The European Union and the Mercosur bloc have signed a Partnership Agreement and an Interim Trade Agreement, in a deal the European Commission said would create a trade zone covering about 700 million consumers.
The agreements were signed in on Saturday by EU Trade Commissioner Maroš Šefčovič and his Mercosur counterparts, with European Commission President Ursula von der Leyen and European Council President Antonio Costa among the leaders who witnessed the ceremony, .
The Commission said it expects the deal to increase EU exports to Mercosur by an estimated 39% a year, worth about €49 billion, and to support “hundreds of thousands” of EU jobs.

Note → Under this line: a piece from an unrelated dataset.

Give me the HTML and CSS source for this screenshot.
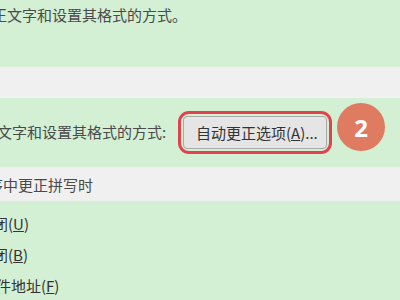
FILE: index.html
```html
<!DOCTYPE html>
<html lang="zh-CN">

<head>
    <meta charset="UTF-8" />
    <title>自动更正</title>
    <link rel="stylesheet" href="styles.css">
</head>

<body>
    <div class="section intro">
        <p class="line intro-text">更正文字和设置其格式的方式。</p>
    </div>

    <div class="band"></div>

    <div class="section options-row">
        <span class="row-label">更正文字和设置其格式的方式:</span>
        <div class="highlight">
            <button class="btn">自动更正选项(<u>A</u>)...</button>
        </div>
        <div class="step">2</div>
    </div>

    <div class="band heading">
        <span class="heading-text">程序中更正拼写时</span>
    </div>

    <div class="section list">
        <div class="item item-a">关闭(<u>U</u>)</div>
        <div class="item item-b">关闭(<u>B</u>)</div>
        <div class="item item-c">文件地址(<u>F</u>)</div>
    </div>
</body>

</html>
```

FILE: styles.css
```css
html,
body {
    margin: 0;
    padding: 0;
    overflow: hidden;
}

body {
    width: 400px;
    height: 300px;
    background: #d3efd4;
    font-family: "Noto Sans CJK SC", "Noto Sans", sans-serif;
    font-size: 15px;
    color: #4a4a4a;
}

.section {
    background: #d3efd4;
}

.line {
    margin: 0;
    line-height: 20px;
    white-space: nowrap;
}

/* Top description */
.intro {
    height: 67px;
    padding-top: 5px;
    box-sizing: border-box;
}

.intro-text {
    margin-left: -23px;
}

/* Gray separators */
.band {
    height: 31px;
    background: #f0f0f0;
}

.band.heading {
    height: 34px;
    display: flex;
    align-items: center;
}

.heading-text {
    margin-left: -27px;
    white-space: nowrap;
    line-height: 20px;
    padding-top: 1px;
}

/* Row with the button */
.options-row {
    height: 69px;
    display: flex;
    align-items: center;
    padding-bottom: 2px;
    box-sizing: border-box;
}

.row-label {
    flex: none;
    width: 207px;
    margin-left: -33px;
    margin-right: 4px;
    white-space: nowrap;
}

.highlight {
    flex: none;
    width: 154px;
    height: 43px;
    box-sizing: border-box;
    border: 3px solid #e2424d;
    border-radius: 11px;
    padding: 2px;
    margin-top: 1px;
}

.btn {
    width: 100%;
    height: 100%;
    border: 1px solid #a9a9a9;
    border-radius: 4px;
    background: #e5e5e5;
    font-family: inherit;
    font-size: 15px;
    color: #333;
    padding: 0 0 0 12px;
    text-align: left;
    white-space: nowrap;
}

.step {
    flex: none;
    width: 48px;
    height: 48px;
    margin-left: 5px;
    margin-bottom: 9px;
    border-radius: 50%;
    background: #df7b61;
    color: #fff;
    font-family: "Noto Sans", sans-serif;
    font-weight: bold;
    font-size: 24px;
    display: flex;
    align-items: center;
    justify-content: center;
}

/* Checkbox list (cut at the left edge) */
.list {
    padding-top: 13px;
}

.item {
    line-height: 20px;
    height: 31px;
    color: #333;
    white-space: nowrap;
}

.item-a,
.item-b {
    margin-left: -22px;
}

.item-c {
    margin-left: -19px;
}
```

EU businesses are expected to save around €4 billion a year in duties as tariffs are removed on exports including agri-food products and industrial goods such as cars, machinery and pharmaceuticals.
Von der Leyen said the agreement would open “a new chapter of opportunity” for citizens in both regions and that the EU and Mercosur were “choosing cooperation over competition”, according to her published remarks.
What changes for food and farming
EU agri-food exports to Mercosur are expected to rise by up to 50%, with tariff reductions covering products such as wine, spirits, dairy and olive oil, the Commission said.
The agreement also includes protection for 344 EU Geographical Indications — names for region-linked foods and drinks that are legally protected from imitation.
For sensitive farm sectors, the Commission said the deal includes tariff rate quotas, a legally binding safeguard mechanism that can be used in the event of a surge in imports, and tighter controls to prevent non-compliant products entering the EU, including more audits in third countries and strengthened checks at EU borders.
The Commission also said it plans a €6.3 billion “Unity Safety net” fund from 2028 to support farmers in case of market disturbances.
On sustainability, the Commission said the agreement includes enforceable climate commitments, with the Paris Agreement treated as an “essential element”, and a pledge to work towards climate neutrality by 2050.
The next step is ratification: the full partnership agreement must be approved by all EU member states under their national procedures, while the interim trade agreement will go through an EU-only process requiring the European Parliament’s consent and final approval by the Council.